Numerical analysis of water-alternating-CO2 flooding for CO2-EOR and storage projects in residual oil zones

Residual oil zones (ROZs) have high residual oil saturation, which can be produced using CO₂ miscible flooding. At the same time, these zones are good candidates for CO₂ sequestration. To evaluate the coupled CO₂-EOR and storage performance in ROZs for Water-Alternating-CO₂ (WAG) flooding, a multi-compositional CO₂ miscible model with molecular diffusion was developed. The effects of formation parameters (porosity, permeability, temperature), operation parameters (bottom hole pressure, WAG ratio, pore volume of injected water), and diffusion coefficient on the coupled CO₂-EOR and storage were investigated. Five points from the CO₂ sequestration curve and the oil recovery factor curve were selected to help better analyze coupled CO₂-EOR and storage. The results demonstrate that enhanced performance is observed when formation permeability is higher and a larger volume of water is injected. On the other hand, the performance diminishes with increasing porosity, molecular diffusion of gas, and the WAG ratio. When the temperature is around 100 °C, coupled CO₂-EOR and storage performance is the worst.
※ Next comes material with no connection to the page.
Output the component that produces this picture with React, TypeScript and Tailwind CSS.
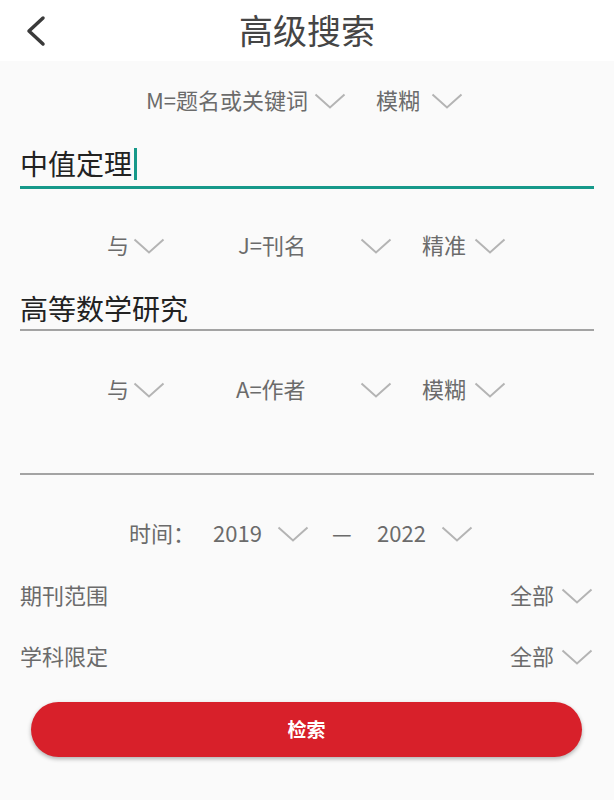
import React from "react";

const FONT = { fontFamily: '"Noto Sans CJK SC", "Noto Sans", sans-serif' };

function Chevron() {
  return (
    <svg width="32" height="16" viewBox="0 0 32 16" className="shrink-0">
      <polyline points="1.5,1.5 16,14.5 30.5,1.5" fill="none" stroke="#b4b4b4" strokeWidth="2" />
    </svg>
  );
}

export default function App() {
  return (
    <div className="w-[614px] h-[800px] bg-[#fafafa] flex flex-col" style={FONT}>
      {/* header */}
      <div className="h-[61px] bg-white flex items-center relative shrink-0">
        <svg width="24" height="34" viewBox="0 0 24 34" className="ml-[24px]">
          <polyline points="19,4 5,17 19,30" fill="none" stroke="#3a3a3a" strokeWidth="3.5" strokeLinecap="round" strokeLinejoin="round" />
        </svg>
        <div className="absolute left-0 right-0 top-0 h-[61px] pb-[2px] flex items-center justify-center text-[34px] text-[#454545] leading-none pointer-events-none">
          高级搜索
        </div>
      </div>

      {/* row 1 */}
      <div className="mt-[20px] h-[40px] flex items-center pl-[146px] text-[22px] text-[#6b6b6b] leading-none">
        <div className="w-[168px] pb-[4px]">M=题名或关键词</div>
        <Chevron />
        <div className="ml-[30px] w-[55px] pb-[4px]">模糊</div>
        <Chevron />
      </div>

      {/* input 1 */}
      <div className="mx-[20px] h-[68px] border-b-[3px] border-[#16998a] flex items-end pb-[2px]">
        <div className="h-[40px] flex items-center text-[28px] text-[#222] leading-none">
          <span className="pb-[3px]">中值定理</span>
          <span className="ml-[2px] w-[3px] h-[32px] bg-[#16998a]" />
        </div>
      </div>

      {/* row 2 */}
      <div className="mt-[37px] h-[40px] flex items-center pl-[107px] text-[22px] text-[#6b6b6b] leading-none">
        <div className="w-[26px] pb-[4px]">与</div>
        <Chevron />
        <div className="ml-[73px] w-[122px] pb-[4px]">J=刊名</div>
        <Chevron />
        <div className="ml-[30px] w-[52px] pb-[4px]">精准</div>
        <Chevron />
      </div>

      {/* input 2 */}
      <div className="mx-[20px] h-[65px] border-b-[2px] border-[#a3a3a3] flex items-end">
        <div className="h-[40px] pb-[3px] flex items-center text-[28px] text-[#222] leading-none">高等数学研究</div>
      </div>

      {/* row 3 */}
      <div className="mt-[39px] h-[40px] flex items-center pl-[107px] text-[22px] text-[#6b6b6b] leading-none">
        <div className="w-[26px] pb-[4px]">与</div>
        <Chevron />
        <div className="ml-[71px] w-[124px] pb-[4px]">A=作者</div>
        <Chevron />
        <div className="ml-[30px] w-[52px] pb-[4px]">模糊</div>
        <Chevron />
      </div>

      {/* input 3 */}
      <div className="mx-[20px] h-[65px] border-b-[2px] border-[#a3a3a3]" />

      {/* time row */}
      <div className="mt-[39px] h-[40px] flex items-center pl-[129px] text-[22px] text-[#6b6b6b] leading-none">
        <div className="w-[84px] pb-[4px]">时间：</div>
        <div className="w-[64px] pb-[4px]">2019</div>
        <Chevron />
        <div className="ml-[23px] w-[45px] pb-[4px]">—</div>
        <div className="w-[64px] pb-[4px]">2022</div>
        <Chevron />
      </div>

      {/* journal range */}
      <div className="mt-[22px] h-[40px] flex items-center justify-between pl-[20px] pr-[21px] text-[22px] text-[#6b6b6b] leading-none">
        <div className="pb-[4px]">期刊范围</div>
        <div className="flex items-center">
          <div className="w-[51px] pb-[4px]">全部</div>
          <Chevron />
        </div>
      </div>

      {/* subject */}
      <div className="mt-[21px] h-[40px] flex items-center justify-between pl-[20px] pr-[21px] text-[22px] text-[#6b6b6b] leading-none">
        <div className="pb-[4px]">学科限定</div>
        <div className="flex items-center">
          <div className="w-[51px] pb-[4px]">全部</div>
          <Chevron />
        </div>
      </div>

      {/* button */}
      <div className="mt-[25px] ml-[31px] mr-[32px]">
        <button className="w-full h-[55px] pb-[3px] rounded-full bg-[#d8202a] text-white text-[19px] font-bold leading-none shadow-[0_2px_4px_rgba(0,0,0,0.3)] flex items-center justify-center" style={FONT}>
          检索
        </button>
      </div>
    </div>
  );
}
To achieve optimal miscible flooding, it is recommended to maintain the bottom hole pressure (BHP) of the injection well above 1.2 minimum miscibility pressure (MMP), while ensuring that the BHP of the production well remains sufficiently high. Furthermore, the tapered WAG flooding strategy proves to be profitable for enhanced oil recovery, as compared to a WAG ratio of 0.5:1, although it may not be as effective for CO₂ sequestration.